The standard simulation, named CNTRL, is similar to the Cretaceous UVic model described in . To examine the effect of a strongly reduced meridional temperature gradient arising from a polar enhancement of the greenhouse effect, we have run a modified version of the control case to equilibrium, LOWGRAD, where the outgoing longwave radiation has been scaled so as to yield an enhanced meridional profile, as shown in Fig. b. This effectively models an enhanced greenhouse effect at high latitudes, where outgoing longwave radiation from the top of the atmosphere is reduced, thus appearing colder from space. Vice versa, the increased outgoing longwave radiation at low latitudes implies a reduced greenhouse effect there.
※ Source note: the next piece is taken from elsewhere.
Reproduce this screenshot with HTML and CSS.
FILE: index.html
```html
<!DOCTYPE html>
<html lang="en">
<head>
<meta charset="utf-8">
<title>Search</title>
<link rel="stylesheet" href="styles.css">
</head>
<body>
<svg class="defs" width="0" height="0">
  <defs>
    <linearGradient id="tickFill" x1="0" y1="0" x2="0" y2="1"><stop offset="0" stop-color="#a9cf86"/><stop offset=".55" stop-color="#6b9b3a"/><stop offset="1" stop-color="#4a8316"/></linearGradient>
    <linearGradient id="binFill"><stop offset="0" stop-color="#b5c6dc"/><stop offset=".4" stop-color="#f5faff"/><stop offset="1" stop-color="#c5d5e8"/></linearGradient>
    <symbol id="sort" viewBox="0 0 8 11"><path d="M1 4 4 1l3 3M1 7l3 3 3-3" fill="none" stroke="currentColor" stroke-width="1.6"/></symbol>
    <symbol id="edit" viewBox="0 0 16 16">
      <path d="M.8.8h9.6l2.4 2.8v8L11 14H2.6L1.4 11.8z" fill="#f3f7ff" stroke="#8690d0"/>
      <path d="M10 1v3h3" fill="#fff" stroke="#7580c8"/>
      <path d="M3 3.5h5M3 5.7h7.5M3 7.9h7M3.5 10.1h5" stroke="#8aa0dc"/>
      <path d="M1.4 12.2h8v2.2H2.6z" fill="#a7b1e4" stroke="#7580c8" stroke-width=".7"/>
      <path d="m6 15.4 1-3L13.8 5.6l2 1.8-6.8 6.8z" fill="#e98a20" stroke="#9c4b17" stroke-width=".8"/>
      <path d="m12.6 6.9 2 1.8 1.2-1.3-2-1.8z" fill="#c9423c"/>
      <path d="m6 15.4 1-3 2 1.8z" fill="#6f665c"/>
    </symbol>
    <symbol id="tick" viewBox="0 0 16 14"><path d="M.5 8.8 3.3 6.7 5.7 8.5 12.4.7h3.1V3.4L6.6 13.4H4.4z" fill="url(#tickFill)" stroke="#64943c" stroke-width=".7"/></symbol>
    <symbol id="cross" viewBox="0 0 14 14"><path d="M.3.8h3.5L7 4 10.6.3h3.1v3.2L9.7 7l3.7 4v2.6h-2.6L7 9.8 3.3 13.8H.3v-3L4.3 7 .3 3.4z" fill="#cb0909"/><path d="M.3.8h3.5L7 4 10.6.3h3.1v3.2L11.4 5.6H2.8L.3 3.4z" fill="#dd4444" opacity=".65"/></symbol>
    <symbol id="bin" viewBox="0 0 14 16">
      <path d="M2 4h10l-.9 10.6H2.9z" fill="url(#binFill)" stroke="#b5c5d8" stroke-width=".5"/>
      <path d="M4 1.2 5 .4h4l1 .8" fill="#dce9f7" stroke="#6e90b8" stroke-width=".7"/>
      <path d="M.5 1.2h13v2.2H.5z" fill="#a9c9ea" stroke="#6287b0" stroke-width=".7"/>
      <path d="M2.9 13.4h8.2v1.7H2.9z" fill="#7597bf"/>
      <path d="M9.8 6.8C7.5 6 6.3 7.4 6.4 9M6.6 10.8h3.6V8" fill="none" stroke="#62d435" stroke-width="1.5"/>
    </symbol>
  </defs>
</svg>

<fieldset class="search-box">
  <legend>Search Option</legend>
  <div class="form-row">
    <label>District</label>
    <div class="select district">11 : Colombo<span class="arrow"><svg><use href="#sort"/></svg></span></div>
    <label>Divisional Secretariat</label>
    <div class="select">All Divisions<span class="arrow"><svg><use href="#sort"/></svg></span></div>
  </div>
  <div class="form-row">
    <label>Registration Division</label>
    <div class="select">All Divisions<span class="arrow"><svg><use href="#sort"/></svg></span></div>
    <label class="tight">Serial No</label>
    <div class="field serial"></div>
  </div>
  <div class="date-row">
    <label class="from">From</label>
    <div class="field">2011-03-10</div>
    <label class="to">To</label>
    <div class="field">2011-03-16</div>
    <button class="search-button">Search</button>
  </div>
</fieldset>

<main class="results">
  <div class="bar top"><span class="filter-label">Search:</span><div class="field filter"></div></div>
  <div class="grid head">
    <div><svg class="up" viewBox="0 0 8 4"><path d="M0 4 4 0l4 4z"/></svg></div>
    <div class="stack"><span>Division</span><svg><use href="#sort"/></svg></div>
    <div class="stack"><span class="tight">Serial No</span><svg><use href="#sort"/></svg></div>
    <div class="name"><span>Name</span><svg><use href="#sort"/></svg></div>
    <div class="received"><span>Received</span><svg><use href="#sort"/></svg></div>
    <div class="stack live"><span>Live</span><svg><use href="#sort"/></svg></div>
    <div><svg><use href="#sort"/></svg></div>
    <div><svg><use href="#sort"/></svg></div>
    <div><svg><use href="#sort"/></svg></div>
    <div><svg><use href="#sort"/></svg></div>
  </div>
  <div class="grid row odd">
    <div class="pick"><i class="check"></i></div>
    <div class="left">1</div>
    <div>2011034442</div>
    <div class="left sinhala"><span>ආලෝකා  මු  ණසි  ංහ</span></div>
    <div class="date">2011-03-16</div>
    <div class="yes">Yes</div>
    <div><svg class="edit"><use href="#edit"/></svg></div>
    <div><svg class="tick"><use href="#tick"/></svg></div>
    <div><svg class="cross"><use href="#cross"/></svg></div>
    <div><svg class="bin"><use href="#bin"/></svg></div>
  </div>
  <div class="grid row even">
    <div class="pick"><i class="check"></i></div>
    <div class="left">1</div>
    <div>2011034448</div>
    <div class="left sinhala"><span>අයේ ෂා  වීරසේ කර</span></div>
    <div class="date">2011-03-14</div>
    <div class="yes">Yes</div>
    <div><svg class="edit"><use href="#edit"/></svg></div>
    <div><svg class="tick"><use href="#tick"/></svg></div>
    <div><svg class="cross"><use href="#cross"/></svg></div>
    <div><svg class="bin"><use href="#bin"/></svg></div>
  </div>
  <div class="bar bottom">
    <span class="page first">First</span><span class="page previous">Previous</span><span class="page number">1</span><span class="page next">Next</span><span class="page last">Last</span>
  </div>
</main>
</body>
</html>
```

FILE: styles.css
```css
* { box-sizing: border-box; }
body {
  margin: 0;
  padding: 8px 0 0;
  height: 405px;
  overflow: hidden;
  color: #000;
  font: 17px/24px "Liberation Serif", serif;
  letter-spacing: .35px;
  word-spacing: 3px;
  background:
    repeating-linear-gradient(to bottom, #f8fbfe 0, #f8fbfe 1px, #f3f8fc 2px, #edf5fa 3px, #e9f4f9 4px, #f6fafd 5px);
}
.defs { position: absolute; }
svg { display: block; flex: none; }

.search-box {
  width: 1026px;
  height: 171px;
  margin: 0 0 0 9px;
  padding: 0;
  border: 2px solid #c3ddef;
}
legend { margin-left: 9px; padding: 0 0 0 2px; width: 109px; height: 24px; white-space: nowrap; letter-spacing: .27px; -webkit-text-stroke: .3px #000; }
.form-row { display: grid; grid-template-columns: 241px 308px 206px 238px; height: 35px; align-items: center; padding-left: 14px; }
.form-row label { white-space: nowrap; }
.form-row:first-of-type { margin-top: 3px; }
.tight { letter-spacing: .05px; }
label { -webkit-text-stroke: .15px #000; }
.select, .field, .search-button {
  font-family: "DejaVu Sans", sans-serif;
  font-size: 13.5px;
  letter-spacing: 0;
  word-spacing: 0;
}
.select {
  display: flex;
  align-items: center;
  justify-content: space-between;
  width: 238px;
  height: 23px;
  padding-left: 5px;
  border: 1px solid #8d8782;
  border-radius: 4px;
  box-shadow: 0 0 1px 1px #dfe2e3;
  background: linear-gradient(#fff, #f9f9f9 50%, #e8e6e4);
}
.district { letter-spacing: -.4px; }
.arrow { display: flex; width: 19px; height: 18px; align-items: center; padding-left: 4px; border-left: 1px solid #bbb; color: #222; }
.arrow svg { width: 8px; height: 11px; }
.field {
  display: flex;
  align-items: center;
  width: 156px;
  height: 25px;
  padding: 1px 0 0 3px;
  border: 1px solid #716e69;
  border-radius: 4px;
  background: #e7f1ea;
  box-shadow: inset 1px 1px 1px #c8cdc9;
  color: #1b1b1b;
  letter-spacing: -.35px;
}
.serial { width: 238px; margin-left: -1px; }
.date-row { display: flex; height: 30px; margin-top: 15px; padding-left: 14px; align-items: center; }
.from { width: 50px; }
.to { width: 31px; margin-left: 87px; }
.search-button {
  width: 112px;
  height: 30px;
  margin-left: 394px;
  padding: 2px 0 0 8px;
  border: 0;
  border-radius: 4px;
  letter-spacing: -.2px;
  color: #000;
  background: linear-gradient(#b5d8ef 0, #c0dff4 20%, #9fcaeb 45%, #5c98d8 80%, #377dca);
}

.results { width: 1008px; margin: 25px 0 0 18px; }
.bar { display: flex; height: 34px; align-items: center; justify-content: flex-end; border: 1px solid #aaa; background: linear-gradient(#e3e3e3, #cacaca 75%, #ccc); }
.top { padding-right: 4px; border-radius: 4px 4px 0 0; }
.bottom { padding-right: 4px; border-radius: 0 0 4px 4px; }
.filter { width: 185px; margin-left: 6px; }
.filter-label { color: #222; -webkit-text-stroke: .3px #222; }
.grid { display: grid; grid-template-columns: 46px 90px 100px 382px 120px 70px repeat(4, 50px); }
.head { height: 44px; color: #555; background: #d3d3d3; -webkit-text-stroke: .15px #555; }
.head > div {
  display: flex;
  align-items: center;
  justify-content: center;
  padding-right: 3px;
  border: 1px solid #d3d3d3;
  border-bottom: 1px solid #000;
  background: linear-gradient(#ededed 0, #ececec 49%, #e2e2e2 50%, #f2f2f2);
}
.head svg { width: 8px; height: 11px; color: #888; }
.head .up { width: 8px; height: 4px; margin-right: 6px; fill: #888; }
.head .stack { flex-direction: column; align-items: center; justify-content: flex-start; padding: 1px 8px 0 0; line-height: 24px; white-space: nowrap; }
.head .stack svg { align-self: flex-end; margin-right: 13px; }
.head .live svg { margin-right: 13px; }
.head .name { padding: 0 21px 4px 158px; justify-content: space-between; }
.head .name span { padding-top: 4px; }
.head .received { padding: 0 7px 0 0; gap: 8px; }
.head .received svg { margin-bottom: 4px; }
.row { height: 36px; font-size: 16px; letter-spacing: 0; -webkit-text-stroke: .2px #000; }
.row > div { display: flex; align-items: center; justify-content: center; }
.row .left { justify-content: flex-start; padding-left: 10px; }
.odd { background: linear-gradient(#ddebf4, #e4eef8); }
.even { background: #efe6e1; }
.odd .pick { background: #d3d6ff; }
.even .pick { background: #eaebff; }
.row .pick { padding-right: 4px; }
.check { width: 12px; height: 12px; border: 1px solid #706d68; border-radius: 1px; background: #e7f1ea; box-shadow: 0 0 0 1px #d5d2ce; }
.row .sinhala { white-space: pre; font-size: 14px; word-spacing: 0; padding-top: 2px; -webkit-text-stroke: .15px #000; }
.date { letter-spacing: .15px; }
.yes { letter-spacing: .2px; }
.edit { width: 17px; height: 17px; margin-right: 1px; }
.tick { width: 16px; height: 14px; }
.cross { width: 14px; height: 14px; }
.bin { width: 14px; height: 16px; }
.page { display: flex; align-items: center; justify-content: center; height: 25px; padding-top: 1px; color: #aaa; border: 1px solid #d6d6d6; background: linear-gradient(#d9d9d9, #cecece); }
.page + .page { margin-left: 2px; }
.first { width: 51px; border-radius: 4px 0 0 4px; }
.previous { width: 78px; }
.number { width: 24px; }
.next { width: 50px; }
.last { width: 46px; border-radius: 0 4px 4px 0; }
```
This is to achieve a low meridional temperature gradient, to examine its effect on the global ocean. The third simulation, LOWGRADWIND, is identical to LOWGRAD, but with oceanic wind stress reduced by a factor of half. Atmospheric albedo is constant across the experiments. Table  lists the three simulations. All simulations have been run in excess of 6000 model years to reach a stable climate equilibrium.

Figure  shows boreal winter (Fig. a) and summer (Fig. b) SSTs in our modified simulation LOWGRAD. Arctic ocean temperatures remain above 12 ∘C in winter and above 16 ∘C in summer. Summer SST of the order of 20–24 ∘C are attained at the Antarctic margin, with a localised drop to 18 ∘C in the proto-Weddell Sea. Winter temperatures are generally around 16–18 ∘C, and lowest temperatures are attained near the Antarctic margin in the proto-Weddell sea, just east of the southern tip of South America. Here, winter temperatures drop to close to 14 ∘C. In contrast, we will see that deep ocean temperatures are around 17 ∘C, and therefore deep sinking must take place elsewhere. Indeed, analysis of ocean convection shows that the deep sinking site is located at the Antarctic margin in the Pacific sector of the Southern Ocean (Fig. ). The deep ocean temperature is consistent with the winter surface temperature of this region (Fig. b).
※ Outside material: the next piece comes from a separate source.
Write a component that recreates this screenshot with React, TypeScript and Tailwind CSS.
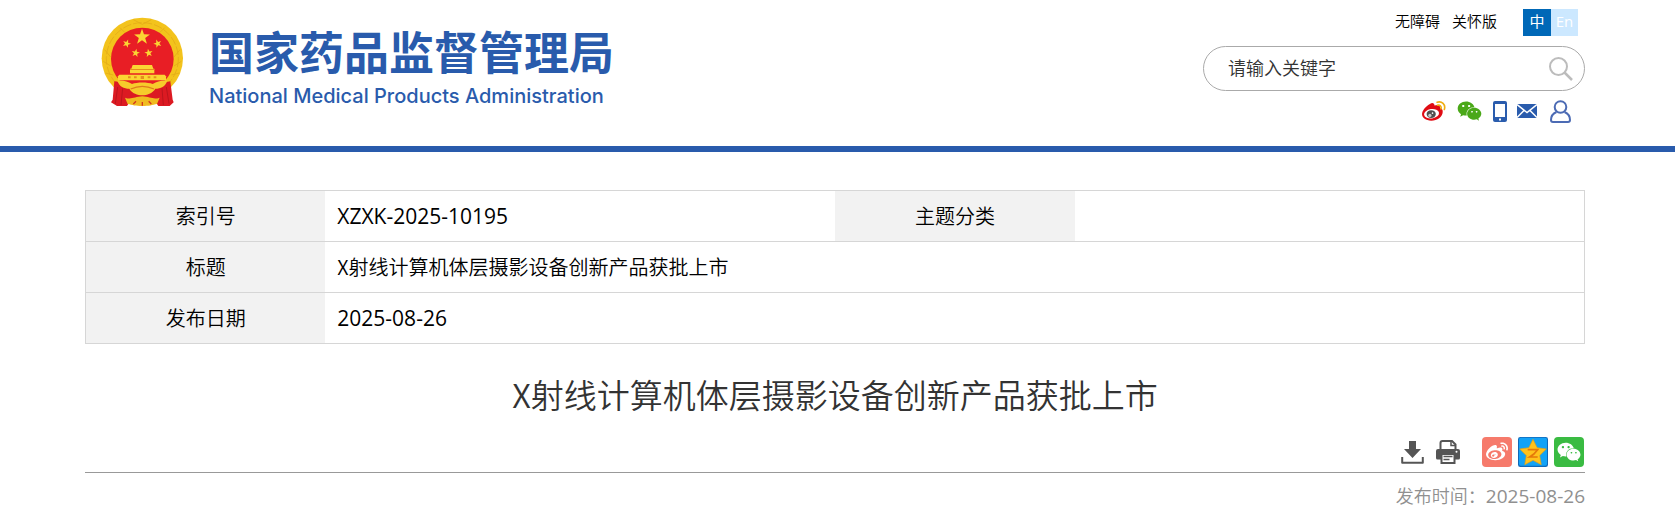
import React from "react";
import { FaWeibo, FaWeixin } from "react-icons/fa";

const starPath = (cx: number, cy: number, r: number, inner = 0.4, turn = -90) =>
  Array.from({ length: 10 }, (_, i) => {
    const radius = i % 2 === 0 ? r : r * inner;
    const angle = ((turn + i * 36) * Math.PI) / 180;
    return `${(cx + radius * Math.cos(angle)).toFixed(1)},${(cy + radius * Math.sin(angle)).toFixed(1)}`;
  }).join(" ");

function Emblem() {
  return (
    <svg viewBox="63 52 246 270" className="h-[90px] w-[82px]" aria-hidden="true">
      <circle cx="187" cy="176" r="122" fill="#f3c31c" />
      <g fill="none" stroke="#e3ac18" strokeWidth="2.5">
        <circle cx="187" cy="177" r="108" strokeDasharray="26 6" />
        <path d="M74 150l18 22M70 185l22 14M76 220l24 6M300 150l-18 22M304 185l-22 14M298 220l-24 6M120 84l14 14M254 84l-14 14M160 60l27 14 27-14" />
      </g>
      <circle cx="187" cy="178" r="94" fill="#e81e25" />
      <g fill="#fbd533">
        <polygon points={starPath(186, 112, 25)} />
        <polygon points={starPath(140, 132, 13, 0.4, -70)} />
        <polygon points={starPath(233, 132, 13, 0.4, -110)} />
        <polygon points={starPath(167, 160, 13, 0.4, -80)} />
        <polygon points={starPath(206, 160, 13, 0.4, -100)} />
        <path d="M158 196h58l4 11h3v14h-73v-14h4z" />
        <path d="M118 225h136l4 5v12H114v-12z" />
      </g>
      <g fill="#e58e1d">
        <path d="M150 208h73v3h-73zM144 230h8v6h-8zM162 230h8v6h-8zM182 229h10v9h-10zM203 230h8v6h-8zM221 230h8v6h-8z" />
      </g>
      <path d="M103 245c20 2 30 8 42 10l42 14 42-14c14-2 25-8 42-10l7 55 3 8-12 11h-34l-8-12h-78l-8 12h-30l-18-11 5-8z" fill="#dc1a22" />
      <path d="M113 262l-7 50M128 266l-5 50M259 262l8 50M246 266l4 50" stroke="#b3141c" strokeWidth="2.500" fill="none" />
      <path d="M112 243c20-2 30 3 44 10 15-6 47-6 62 0 14-7 26-12 44-10-6 18-20 24-36 24-9 14-25 20-39 20s-31-6-39-20c-16 0-30-6-36-24z" fill="#f6cb2b" />
      <path d="M152 268q35 -16 70 0" fill="none" stroke="#e07a1c" strokeWidth="4" />
      <path d="M135 294c19 7 29-3 52-4 23 1 33 11 52 4l-8 19c-14 3-24 6-44 6s-30-3-44-6z" fill="#f0bb20" />
      <path d="M168 305l-8 8M187 307v11M206 305l8 8" stroke="#d3371d" strokeWidth="4" fill="none" />
    </svg>
  );
}

function WeiboColor() {
  return (
    <svg viewBox="35 31 73 61" className="h-5 w-6" aria-hidden="true">
      <path d="M59 40c7-5 14-3 14 5 9-3 19-2 17 7 6 2 9 6 8 13-1 14-16 26-35 26-16 0-28-8-28-20 0-10 10-23 24-31z" fill="#e00b13" />
      <ellipse cx="64" cy="70" rx="23" ry="14.500" transform="rotate(-8 64 70)" fill="#fff" />
      <ellipse cx="63" cy="71" rx="14" ry="12" fill="#505050" />
      <circle cx="59" cy="75" r="5" fill="#c9c9c9" />
      <circle cx="67" cy="68" r="2.500" fill="#fff" />
      <path d="M81 35c14-5 27 7 22 22M82 44c7-2 13 3 11 11" fill="none" stroke="#efae12" strokeWidth="5" strokeLinecap="round" />
    </svg>
  );
}

function PhoneIcon() {
  return (
    <svg viewBox="0 0 14 21" className="h-[21px] w-3.5" aria-hidden="true">
      <path fillRule="evenodd" fill="#2a5cad" d="M2 0h10q2 0 2 2v17q0 2-2 2H2q-2 0-2-2V2q0-2 2-2zm0 3v13h10V3zm4 14.500v2h2v-2z" />
    </svg>
  );
}

function MailIcon() {
  return (
    <svg viewBox="0 0 20 14" className="h-3.5 w-5" aria-hidden="true">
      <path d="M0 0h20v14H0z" fill="#2a5cad" />
      <path d="M0 .5l10 8 10-8M0 13.500l7-7M20 13.500l-7-7" fill="none" stroke="#fff" strokeWidth="1.500" />
    </svg>
  );
}

function PersonIcon() {
  return (
    <svg viewBox="0 0 21 23" className="h-[23px] w-[21px]" fill="none" stroke="#4c6bb4" strokeWidth="2" aria-hidden="true">
      <circle cx="10.500" cy="7" r="5.800" />
      <path d="M6.500 12C3 13.500 1 16.500 1 20q0 2 2 2h15q2 0 2-2c0-3.500-2-6.500-5.500-8" />
    </svg>
  );
}

function SearchIcon() {
  return (
    <svg viewBox="0 0 24 24" className="size-6" fill="none" stroke="#bcbcbc" strokeWidth="2" aria-hidden="true">
      <circle cx="9.500" cy="9.500" r="8.500" />
      <path d="M15.500 15.500L23 23" strokeWidth="2.500" />
    </svg>
  );
}

function DownloadIcon() {
  return (
    <svg viewBox="0 0 23 23" className="size-[23px]" aria-hidden="true">
      <path d="M8 0h7v8h5l-8.500 9L3 8h5z" fill="#555" />
      <path d="M1.200 16v5.800h20.600V16" fill="none" stroke="#555" strokeWidth="2" strokeLinejoin="round" />
    </svg>
  );
}

function PrinterIcon() {
  return (
    <svg viewBox="0 0 24 24" className="size-6" aria-hidden="true">
      <path d="M4.500 9V3q0-2 2-2h9.500l3.500 3.500V9" fill="#fff" stroke="#555" strokeWidth="2" />
      <path d="M15 1v4.500h4.500" fill="none" stroke="#555" strokeWidth="1.500" />
      <path d="M2 9h20q2 0 2 2v7q0 1.500-1.500 1.500h-21Q0 19.500 0 18v-7q0-2 2-2z" fill="#555" />
      <circle cx="20.500" cy="11.700" r="1" fill="#fff" />
      <path d="M5.500 14h13v9h-13z" fill="#fff" stroke="#555" strokeWidth="2" />
      <path d="M7.500 16.500h9M7.500 19.500h6" stroke="#555" strokeWidth="1.500" />
    </svg>
  );
}

function QzoneIcon() {
  return (
    <svg viewBox="384 36 90 90" className="size-[30px]" aria-hidden="true">
      <rect x="384" y="36" width="90" height="90" rx="7" fill="#1268b8" />
      <rect x="387" y="38" width="84" height="84" rx="5" fill="#12a2f6" />
      <polygon points={starPath(429, 85, 42, 0.5)} fill="#ffc21c" stroke="#e9a010" strokeWidth="2" strokeLinejoin="round" />
      <path d="M413 74h30q-10 14-24 22h24" fill="none" stroke="#e5780a" strokeWidth="5" />
    </svg>
  );
}

const labelCell = "w-[16%] bg-[#f2f2f2] text-center font-[350]";
const valueCell = "px-3 text-left";
const digits = "font-['Open_Sans','Noto_Sans_CJK_SC',sans-serif] text-[21px]";

export default function App() {
  return (
    <div className="bg-white pr-[5px] font-['Noto_Sans_CJK_SC',sans-serif] text-black">
      <header className="-mr-[5px] border-b-6 border-[#295bac] pr-[5px]">
        <div className="mx-auto flex h-[146px] max-w-[1500px] items-start justify-between">
          <a href="#home" className="flex items-start pt-[17px] pl-4 text-[#295bac]">
            <Emblem />
            <span className="block pt-1 pl-[26px]">
              <span className="block text-[45px] leading-[60px] font-bold whitespace-nowrap">国家药品监督管理局</span>
              <span className="mt-px block font-['Inter',sans-serif] text-[20px] leading-7 font-medium whitespace-nowrap">
                National Medical Products Administration
              </span>
            </span>
          </a>

          <div className="flex w-[382px] flex-col items-end pt-[9px]">
            <nav className="flex items-start pr-[7px] text-[15px] leading-[27px]">
              <a href="#accessible" className="mr-3 leading-6 font-[350]">无障碍</a>
              <a href="#care" className="mr-[26px] leading-6 font-[350]">关怀版</a>
              <a href="#zh" className="h-[27px] w-7 bg-[#0068b7] text-center leading-6 text-white">中</a>
              <a href="#en" className="h-[27px] w-[27px] bg-[#cce8ff] text-center font-['Open_Sans',sans-serif] leading-6 text-white">En</a>
            </nav>
            <form className="mt-2.5 flex h-[45px] w-full items-center rounded-full border border-[#aaa] pr-[11px] pl-6" onSubmit={(e) => e.preventDefault()}>
              <input aria-label="请输入关键字" placeholder="请输入关键字" className="min-w-0 flex-1 pb-1 text-[18px] leading-6 font-[350] outline-none placeholder:text-[#333]" />
              <button type="submit" aria-label="搜索"><SearchIcon /></button>
            </form>
            <div className="mt-2 flex h-6 items-center pr-3.5">
              <a href="#weibo" aria-label="微博" className="mr-[11px]"><WeiboColor /></a>
              <a href="#weixin" aria-label="微信" className="mr-[11px]"><FaWeixin className="h-[22px] w-[25px] text-[#4aa818]" /></a>
              <a href="#mobile" aria-label="手机版" className="mr-2.5"><PhoneIcon /></a>
              <a href="#mail" aria-label="邮箱" className="mr-[13px]"><MailIcon /></a>
              <a href="#user" aria-label="个人中心"><PersonIcon /></a>
            </div>
          </div>
        </div>
      </header>

      <main className="mx-auto max-w-[1500px] pt-[38px]">
        <table className="w-full table-fixed border-collapse border border-[#d6d6d6] text-[20px] leading-[30px]">
          <tbody>
            <tr className="h-[51px] border-b border-[#d6d6d6]">
              <th scope="row" className={labelCell}>索引号</th>
              <td className={`${valueCell} ${digits} w-[34%]`}>XZXK-2025-10195</td>
              <th scope="row" className={labelCell}>主题分类</th>
              <td className={valueCell}></td>
            </tr>
            <tr className="h-[51px] border-b border-[#d6d6d6]">
              <th scope="row" className={labelCell}>标题</th>
              <td colSpan={3} className={`${valueCell} font-[350]`}>X射线计算机体层摄影设备创新产品获批上市</td>
            </tr>
            <tr className="h-[51px]">
              <th scope="row" className={labelCell}>发布日期</th>
              <td colSpan={3} className={`${valueCell} ${digits}`}>2025-08-26</td>
            </tr>
          </tbody>
        </table>

        <h1 className="mt-[26px] text-center text-[33px] leading-[48px] font-[350] text-[#333]">X射线计算机体层摄影设备创新产品获批上市</h1>

        <div className="mt-[19px] flex items-center justify-end border-b border-[#999] pr-px pb-[5px]">
          <button type="button" aria-label="下载" className="mr-3"><DownloadIcon /></button>
          <button type="button" aria-label="打印" className="mr-[22px]"><PrinterIcon /></button>
          <div className="flex gap-1.5">
            <a href="#share-weibo" aria-label="分享到微博" className="flex size-[30px] items-center justify-center rounded-sm bg-[#f67a6b] text-white"><FaWeibo className="size-[22px]" /></a>
            <a href="#share-qzone" aria-label="分享到QQ空间"><QzoneIcon /></a>
            <a href="#share-weixin" aria-label="分享到微信" className="flex size-[30px] items-center justify-center rounded-sm bg-[#3abb42] text-white"><FaWeixin className="size-6" /></a>
          </div>
        </div>
        <p className="mt-2 text-right text-[18px] leading-7 font-[350] text-[#909090]">
          发布时间：<time dateTime="2025-08-26" className="font-['Open_Sans',sans-serif] text-[19px] font-normal">2025-08-26</time>
        </p>
      </main>
    </div>
  );
}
The MOC in the CNTRL simulation is very similar to that discussed in , with a strong deep global overturning cell originating at the Antarctic surface of 39.0 Sv (Sverdrup, one Sv is 106 m3 s-1) and weak shallow overturning in the Northern Hemisphere of 10.1 Sv, as shown in Fig. a. This overturning remains remarkably similar in LOWGRAD (Fig. b), with a small increase in southern sinking strength of 43.0 Sv, and a reduction in the shallow northern cell, despite the significant reduction in meridional density gradient (Fig. f). Again, the southern sinking cell in LOWGRADWIND is stronger than in CNTRL, 41.7 Sv, although now the northern cell is eliminated (Fig. c). This suggests that the shallow northern overturning cell in CNTRL is driven by both the wind and meridional density gradients.

Figure d shows that the meridional SST gradient is significantly reduced in the model upon the enhancement of the greenhouse effect at high latitudes in LOWGRAD compared to the control case. Annually averaged SST of around 20 ∘C is now attained around Antarctica, and the coldest annually and zonally averaged Arctic temperatures are around 15 ∘C. Tropical SST remains around 32–33 ∘C, due to the prescribed increase in outgoing longwave radiation there, in accordance with our aim of achieving a lower temperature gradient and not overheating the Tropics. The reduced wind stress simulation LOWGRADWIND yields a very similar temperature profile to LOWGRAD. In contrast to SST, sea surface salinity (SSS) remains very similar for CNTRL and LOWGRAD, whereas reducing the winds in LOWGRADWIND yields overall fresher values, particularly in the Northern Hemisphere (Fig. e). As can be expected from the reduced SST gradient and the relatively unchanged SSS gradients, sea surface density is significantly reduced in LOWGRAD, and LOWGRADWIND, compared to CNTRL. With SSS gradients relatively unchanged, this is due to the reduced SST gradient in the LOWGRAD and LOWGRADWIND experiments.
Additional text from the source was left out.